▶ _Your task_
All the data below goes into the copy word for word, but the pictures don't.
* Start Information given *
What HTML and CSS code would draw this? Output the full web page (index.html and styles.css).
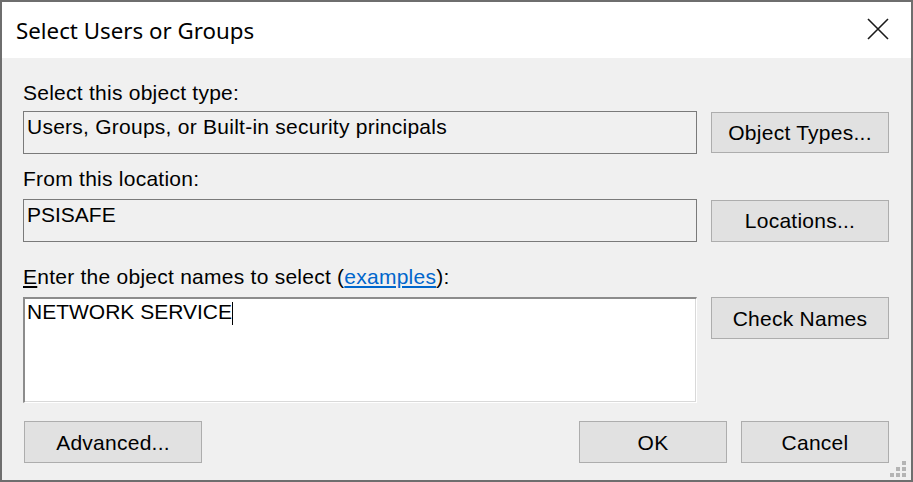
FILE: index.html
```html
<!DOCTYPE html>
<html>
<head>
<meta charset="utf-8">
<link rel="stylesheet" href="styles.css">
</head>
<body>
<div class="window">
  <div class="titlebar">
    <span class="title">Select Users or Groups</span>
    <span class="close" aria-label="Close">
      <svg width="22" height="22" viewBox="0 0 22 22"><path d="M1 1 L21 21 M21 1 L1 21" stroke="#1a1a1a" stroke-width="1.6" fill="none"/></svg>
    </span>
  </div>
  <div class="content">
    <div class="label l1">Select this object type:</div>
    <div class="row r1">
      <div class="field">Users, Groups, or Built-in security principals</div>
      <div class="btn">Object Types...</div>
    </div>
    <div class="label l2">From this location:</div>
    <div class="row r2">
      <div class="field caps">PSISAFE</div>
      <div class="btn">Locations...</div>
    </div>
    <div class="label l3"><span class="u">E</span>nter the object names to select (<span class="link">examples</span>):</div>
    <div class="row r3">
      <div class="names">NETWORK SERVICE<span class="caret"></span></div>
      <div class="btn">Check Names</div>
    </div>
    <div class="footer">
      <div class="btn adv">Advanced...</div>
      <div class="spacer"></div>
      <div class="btn small">OK</div>
      <div class="btn small">Cancel</div>
    </div>
  </div>
  <div class="grip">
    <i class="g1"></i><i class="g2"></i><i class="g3"></i><i class="g4"></i><i class="g5"></i><i class="g6"></i>
  </div>
</div>
</body>
</html>
```
FILE: styles.css
```css
html, body {
  margin: 0;
  padding: 0;
  background: #f0f0f0;
}
.window {
  width: 913px;
  height: 482px;
  box-sizing: border-box;
  border: 2px solid #6e6e6e;
  background: #f0f0f0;
  position: relative;
  font-family: "Liberation Sans", Arial, sans-serif;
  font-size: 21px;
  letter-spacing: 0.25px;
  color: #000;
}
.titlebar {
  height: 56px;
  background: #fff;
  display: flex;
  align-items: center;
  justify-content: space-between;
  padding: 0 22px 0 14px;
}
.title {
  font-family: "Noto Sans", "Open Sans", sans-serif;
  font-size: 22.3px;
  letter-spacing: 0;
  color: #000;
  margin-top: 1px;
}
.close {
  display: flex;
  width: 22px;
  height: 22px;
  margin-top: -2px;
}
.content {
  padding: 23px 22px 0 21px;
}
.label {
  line-height: 23px;
  height: 23px;
  white-space: nowrap;
}
.l1 { margin-bottom: 7px; }
.l2 { margin-top: 13px; margin-bottom: 9px; }
.l3 { margin-top: 23px; margin-bottom: 9px; }
.u { text-decoration: underline; text-underline-offset: 2px; }
.link { color: #0066cc; text-decoration: underline; text-underline-offset: 2px; }
.row {
  display: flex;
  align-items: center;
  gap: 14px;
}
.r3 { align-items: flex-start; }
.field {
  width: 674px;
  height: 43px;
  box-sizing: border-box;
  border: 1px solid #7a7a7a;
  background: #f0f0f0;
  padding: 3px 3px;
  line-height: 23px;
  white-space: nowrap;
}
.caps { letter-spacing: 0; }
.names {
  width: 674px;
  height: 106px;
  box-sizing: border-box;
  background: #fff;
  border-top: 2px solid #8c8c8c;
  border-left: 2px solid #8c8c8c;
  border-right: 1px solid #fff;
  border-bottom: 1px solid #fff;
  box-shadow: inset -1px -1px 0 #d9d9d9;
  padding: 1px 2px;
  line-height: 23px;
  white-space: nowrap;
  letter-spacing: 0;
}
.caret {
  display: inline-block;
  width: 1px;
  height: 23px;
  background: #000;
  vertical-align: top;
  margin-top: 2px;
}
.btn {
  width: 178px;
  height: 42px;
  box-sizing: border-box;
  border: 1px solid #adadad;
  background: #e1e1e1;
  display: flex;
  align-items: center;
  justify-content: center;
  line-height: 23px;
  white-space: nowrap;
  flex: none;
}
.r1 .btn { height: 41px; }
.footer {
  display: flex;
  gap: 14px;
  margin-top: 18px;
  padding-left: 1px;
}
.spacer { flex: 1; }
.btn.small { width: 148px; }
.grip {
  position: absolute;
  right: 5px;
  bottom: 3px;
  width: 16px;
  height: 16px;
}
.grip i {
  position: absolute;
  width: 4px;
  height: 4px;
  background: #b4b4b4;
}
.g1 { left: 12px; top: 0; }
.g2 { left: 6px; top: 6px; }
.g3 { left: 12px; top: 6px; }
.g4 { left: 0; top: 12px; }
.g5 { left: 6px; top: 12px; }
.g6 { left: 12px; top: 12px; }
```
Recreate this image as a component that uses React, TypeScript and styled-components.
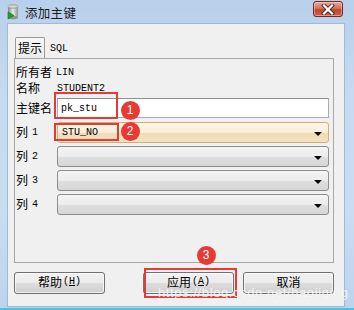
* End Information given *
▶ _Solved problem_
What HTML and CSS code would draw this? Output the full web page (index.html and styles.css).
FILE: index.html
```html
<!DOCTYPE html>
<html>
<head>
<meta charset="utf-8">
<link rel="stylesheet" href="styles.css">
</head>
<body>
<div class="window">
  <div class="titlebar">
    <span class="title">Select Users or Groups</span>
    <span class="close" aria-label="Close">
      <svg width="22" height="22" viewBox="0 0 22 22"><path d="M1 1 L21 21 M21 1 L1 21" stroke="#1a1a1a" stroke-width="1.6" fill="none"/></svg>
    </span>
  </div>
  <div class="content">
    <div class="label l1">Select this object type:</div>
    <div class="row r1">
      <div class="field">Users, Groups, or Built-in security principals</div>
      <div class="btn">Object Types...</div>
    </div>
    <div class="label l2">From this location:</div>
    <div class="row r2">
      <div class="field caps">PSISAFE</div>
      <div class="btn">Locations...</div>
    </div>
    <div class="label l3"><span class="u">E</span>nter the object names to select (<span class="link">examples</span>):</div>
    <div class="row r3">
      <div class="names">NETWORK SERVICE<span class="caret"></span></div>
      <div class="btn">Check Names</div>
    </div>
    <div class="footer">
      <div class="btn adv">Advanced...</div>
      <div class="spacer"></div>
      <div class="btn small">OK</div>
      <div class="btn small">Cancel</div>
    </div>
  </div>
  <div class="grip">
    <i class="g1"></i><i class="g2"></i><i class="g3"></i><i class="g4"></i><i class="g5"></i><i class="g6"></i>
  </div>
</div>
</body>
</html>
```
FILE: styles.css
```css
html, body {
  margin: 0;
  padding: 0;
  background: #f0f0f0;
}
.window {
  width: 913px;
  height: 482px;
  box-sizing: border-box;
  border: 2px solid #6e6e6e;
  background: #f0f0f0;
  position: relative;
  font-family: "Liberation Sans", Arial, sans-serif;
  font-size: 21px;
  letter-spacing: 0.25px;
  color: #000;
}
.titlebar {
  height: 56px;
  background: #fff;
  display: flex;
  align-items: center;
  justify-content: space-between;
  padding: 0 22px 0 14px;
}
.title {
  font-family: "Noto Sans", "Open Sans", sans-serif;
  font-size: 22.3px;
  letter-spacing: 0;
  color: #000;
  margin-top: 1px;
}
.close {
  display: flex;
  width: 22px;
  height: 22px;
  margin-top: -2px;
}
.content {
  padding: 23px 22px 0 21px;
}
.label {
  line-height: 23px;
  height: 23px;
  white-space: nowrap;
}
.l1 { margin-bottom: 7px; }
.l2 { margin-top: 13px; margin-bottom: 9px; }
.l3 { margin-top: 23px; margin-bottom: 9px; }
.u { text-decoration: underline; text-underline-offset: 2px; }
.link { color: #0066cc; text-decoration: underline; text-underline-offset: 2px; }
.row {
  display: flex;
  align-items: center;
  gap: 14px;
}
.r3 { align-items: flex-start; }
.field {
  width: 674px;
  height: 43px;
  box-sizing: border-box;
  border: 1px solid #7a7a7a;
  background: #f0f0f0;
  padding: 3px 3px;
  line-height: 23px;
  white-space: nowrap;
}
.caps { letter-spacing: 0; }
.names {
  width: 674px;
  height: 106px;
  box-sizing: border-box;
  background: #fff;
  border-top: 2px solid #8c8c8c;
  border-left: 2px solid #8c8c8c;
  border-right: 1px solid #fff;
  border-bottom: 1px solid #fff;
  box-shadow: inset -1px -1px 0 #d9d9d9;
  padding: 1px 2px;
  line-height: 23px;
  white-space: nowrap;
  letter-spacing: 0;
}
.caret {
  display: inline-block;
  width: 1px;
  height: 23px;
  background: #000;
  vertical-align: top;
  margin-top: 2px;
}
.btn {
  width: 178px;
  height: 42px;
  box-sizing: border-box;
  border: 1px solid #adadad;
  background: #e1e1e1;
  display: flex;
  align-items: center;
  justify-content: center;
  line-height: 23px;
  white-space: nowrap;
  flex: none;
}
.r1 .btn { height: 41px; }
.footer {
  display: flex;
  gap: 14px;
  margin-top: 18px;
  padding-left: 1px;
}
.spacer { flex: 1; }
.btn.small { width: 148px; }
.grip {
  position: absolute;
  right: 5px;
  bottom: 3px;
  width: 16px;
  height: 16px;
}
.grip i {
  position: absolute;
  width: 4px;
  height: 4px;
  background: #b4b4b4;
}
.g1 { left: 12px; top: 0; }
.g2 { left: 6px; top: 6px; }
.g3 { left: 12px; top: 6px; }
.g4 { left: 0; top: 12px; }
.g5 { left: 6px; top: 12px; }
.g6 { left: 12px; top: 12px; }
```
Recreate this image as a component that uses React, TypeScript and styled-components.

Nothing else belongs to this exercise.